I don't know enough to be sure about this, but with an eye to future addtions I'm wondering if a two-step solution would be more flexible : That is, provide a two-argument constructor that combines a data-array with a mask-array, treating them both as independent biggus calculations. Then we could define the required function as something like :

def masked_equal(array, value):
    return masked_array(array, equal(array, value))

Where this masked_array is a biggus equivalent of numpy.ma.array(data, mask=mask). It is probably a new array class, something like 'DataAndMask(_Elementwise)', similar to the '_ufunc_wrapper' derivations.

The actual implementation would be basically much as already given in @djkirkham existing proposal. However, I'm suggesting the calculation is purely elementwise, so to do what we want here (compare with a constant) it uses broadcasting -- but I think that comes for free with the existing implementation.

The benefit is, it's then dead simple to provide similar new operators such as masked_less. Assuming we get around to needing such additions, this way could create a lot less clutter. In direct usage, it can also handle much more complex cases, like masked_array(a, mask=(b < c * 0.5)).

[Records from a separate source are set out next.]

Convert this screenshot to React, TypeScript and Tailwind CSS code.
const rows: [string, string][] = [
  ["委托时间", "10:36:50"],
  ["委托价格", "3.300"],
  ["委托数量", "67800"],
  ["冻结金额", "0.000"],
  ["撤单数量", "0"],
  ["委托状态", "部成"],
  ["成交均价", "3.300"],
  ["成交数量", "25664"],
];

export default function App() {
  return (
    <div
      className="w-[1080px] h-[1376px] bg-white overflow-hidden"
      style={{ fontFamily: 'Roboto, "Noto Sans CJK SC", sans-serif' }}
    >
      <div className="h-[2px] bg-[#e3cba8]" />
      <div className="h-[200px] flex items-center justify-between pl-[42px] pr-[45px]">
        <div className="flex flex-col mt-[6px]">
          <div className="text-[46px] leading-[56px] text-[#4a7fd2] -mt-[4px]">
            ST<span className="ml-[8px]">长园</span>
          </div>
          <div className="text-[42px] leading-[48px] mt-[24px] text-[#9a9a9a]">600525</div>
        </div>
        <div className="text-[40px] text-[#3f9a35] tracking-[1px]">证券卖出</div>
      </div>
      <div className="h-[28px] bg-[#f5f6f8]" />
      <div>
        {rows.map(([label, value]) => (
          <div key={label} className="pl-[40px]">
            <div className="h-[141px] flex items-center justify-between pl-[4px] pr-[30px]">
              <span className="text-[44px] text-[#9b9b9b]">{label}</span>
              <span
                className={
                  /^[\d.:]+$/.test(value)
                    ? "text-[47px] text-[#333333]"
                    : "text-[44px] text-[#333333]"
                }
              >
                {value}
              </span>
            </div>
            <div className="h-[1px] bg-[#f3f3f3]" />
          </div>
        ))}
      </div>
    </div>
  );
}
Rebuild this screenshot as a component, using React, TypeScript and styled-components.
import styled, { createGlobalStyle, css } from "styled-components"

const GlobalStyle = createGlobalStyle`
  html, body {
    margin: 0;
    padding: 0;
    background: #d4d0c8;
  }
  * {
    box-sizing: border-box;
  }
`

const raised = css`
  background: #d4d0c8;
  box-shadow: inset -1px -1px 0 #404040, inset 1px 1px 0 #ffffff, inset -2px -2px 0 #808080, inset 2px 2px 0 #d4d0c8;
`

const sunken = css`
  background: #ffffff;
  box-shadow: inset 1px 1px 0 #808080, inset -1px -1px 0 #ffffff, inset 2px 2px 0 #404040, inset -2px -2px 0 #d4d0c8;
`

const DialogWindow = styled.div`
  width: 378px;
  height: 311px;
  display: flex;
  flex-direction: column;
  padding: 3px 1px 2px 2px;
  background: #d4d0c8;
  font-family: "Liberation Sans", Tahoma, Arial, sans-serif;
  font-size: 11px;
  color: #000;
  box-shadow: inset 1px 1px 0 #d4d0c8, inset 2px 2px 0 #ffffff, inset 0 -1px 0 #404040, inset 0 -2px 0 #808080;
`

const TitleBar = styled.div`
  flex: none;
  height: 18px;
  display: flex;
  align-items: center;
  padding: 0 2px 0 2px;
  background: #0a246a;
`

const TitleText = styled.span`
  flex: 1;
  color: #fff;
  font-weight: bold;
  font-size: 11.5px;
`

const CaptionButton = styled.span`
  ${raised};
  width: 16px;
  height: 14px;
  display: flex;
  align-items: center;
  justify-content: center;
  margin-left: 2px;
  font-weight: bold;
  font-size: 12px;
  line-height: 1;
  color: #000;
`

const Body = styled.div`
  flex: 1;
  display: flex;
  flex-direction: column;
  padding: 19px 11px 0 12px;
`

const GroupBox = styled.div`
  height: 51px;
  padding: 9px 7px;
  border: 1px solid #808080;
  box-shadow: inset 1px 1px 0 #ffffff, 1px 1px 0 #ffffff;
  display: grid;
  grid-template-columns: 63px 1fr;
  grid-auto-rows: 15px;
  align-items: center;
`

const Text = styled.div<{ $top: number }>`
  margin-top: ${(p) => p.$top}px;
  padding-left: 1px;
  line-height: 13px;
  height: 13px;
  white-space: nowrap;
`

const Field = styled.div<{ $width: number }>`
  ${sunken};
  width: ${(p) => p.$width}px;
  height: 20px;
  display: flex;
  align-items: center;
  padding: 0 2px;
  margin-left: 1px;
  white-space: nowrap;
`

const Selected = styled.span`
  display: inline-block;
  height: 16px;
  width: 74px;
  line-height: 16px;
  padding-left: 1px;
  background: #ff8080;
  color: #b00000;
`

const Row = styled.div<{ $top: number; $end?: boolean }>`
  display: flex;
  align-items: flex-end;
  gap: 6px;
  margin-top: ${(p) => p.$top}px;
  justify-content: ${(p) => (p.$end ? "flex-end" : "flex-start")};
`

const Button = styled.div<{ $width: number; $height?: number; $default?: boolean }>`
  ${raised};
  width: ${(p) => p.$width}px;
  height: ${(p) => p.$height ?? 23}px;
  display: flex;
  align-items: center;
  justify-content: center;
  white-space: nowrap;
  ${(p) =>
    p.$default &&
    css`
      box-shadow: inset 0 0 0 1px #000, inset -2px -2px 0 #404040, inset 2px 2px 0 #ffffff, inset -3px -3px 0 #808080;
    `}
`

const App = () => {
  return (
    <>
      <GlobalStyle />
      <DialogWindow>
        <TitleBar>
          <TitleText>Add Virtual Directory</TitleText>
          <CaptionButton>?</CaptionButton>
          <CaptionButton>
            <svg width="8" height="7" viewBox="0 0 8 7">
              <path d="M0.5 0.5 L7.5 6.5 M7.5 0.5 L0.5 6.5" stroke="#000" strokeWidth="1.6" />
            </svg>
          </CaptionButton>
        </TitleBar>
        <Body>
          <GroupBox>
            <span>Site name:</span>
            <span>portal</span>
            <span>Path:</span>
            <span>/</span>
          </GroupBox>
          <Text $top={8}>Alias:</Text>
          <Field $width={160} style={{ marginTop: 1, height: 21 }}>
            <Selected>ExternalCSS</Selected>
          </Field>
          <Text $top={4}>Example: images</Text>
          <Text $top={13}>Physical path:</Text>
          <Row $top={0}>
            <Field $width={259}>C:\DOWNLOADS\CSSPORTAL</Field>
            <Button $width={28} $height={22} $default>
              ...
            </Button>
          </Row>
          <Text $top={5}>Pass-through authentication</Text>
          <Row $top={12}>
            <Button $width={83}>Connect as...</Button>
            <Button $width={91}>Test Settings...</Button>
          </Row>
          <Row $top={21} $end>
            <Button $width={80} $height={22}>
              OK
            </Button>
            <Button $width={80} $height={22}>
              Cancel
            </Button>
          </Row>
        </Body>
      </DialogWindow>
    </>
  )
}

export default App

Does anyone think that is a good idea ?

djkirkham commented 8 years ago

It seems to me that one problem with a general masked array class is that if the mask it based on the underlying array then when the data is loaded it must be loaded twice - once for the data and once for the mask. Is there a way around it other than implementing special cases like this one? Is it even a serious problem?

pp-mo commented 8 years ago

@djkirkham when the data is loaded it must be loaded twice

Ooh, good point !

I tend to forget that biggus is not like a language with lazy evaluation : they tend to avoid re-calculation. I think it was originally thought we would eventually address that in the 'engines' code, but it has never seemed much of a priority.

I do know we haven't bothered to avoid some duplicate evaluations in the StaGE configurations, as it was thought a minor problem : But I think that is mostly for orographies, where they are smaller (lower-dimensional) than the other data they are combined with.

I'm not sure what I think about the practicality of this now - it depends on intended usage.

marqh commented 8 years ago

i'm looking to cut a biggus release today.

On that basis, this either goes in as is, or it waits for further implementation.

My view is that this is useful, and that if a more flexible implementation arrives later, then this can become a call to that whilst maintaining the API call. On that Basis, my vote is for merge

@pp-mo @djkirkham please may you indicate whether you agree or disagree with me on this? thank you mark

pp-mo commented 8 years ago

@marqh agree or disagree

!agree! :+1:

djkirkham commented 8 years ago

@marq Sounds sensible, I agree.

pelson commented 8 years ago

I'm concerned about the results of this change:

In [3]: import biggus

In [4]: import numpy as np

In [5]: a = np.arange(10) % 2

In [6]: print(a)
[0 1 0 1 0 1 0 1 0 1]

In [7]: n_m = np.ma.masked_equal(a, 1)

In [8]: b_m = biggus.masked_equal(a, 1)

In [9]: print(n_m.mean(), biggus.mean(b_m, axis=0).ndarray())
(0.0, array(0.5))

Is there a reason you didn't implement ndarray @djkirkham?

djkirkham commented 8 years ago

Good spot, but I don't think it's a bug introduced by this change. Rather, it's a problem with biggus.mean(). The result is the same if line 8 is replaced with b_m = biggus.NumpyArrayAdapter(n_m)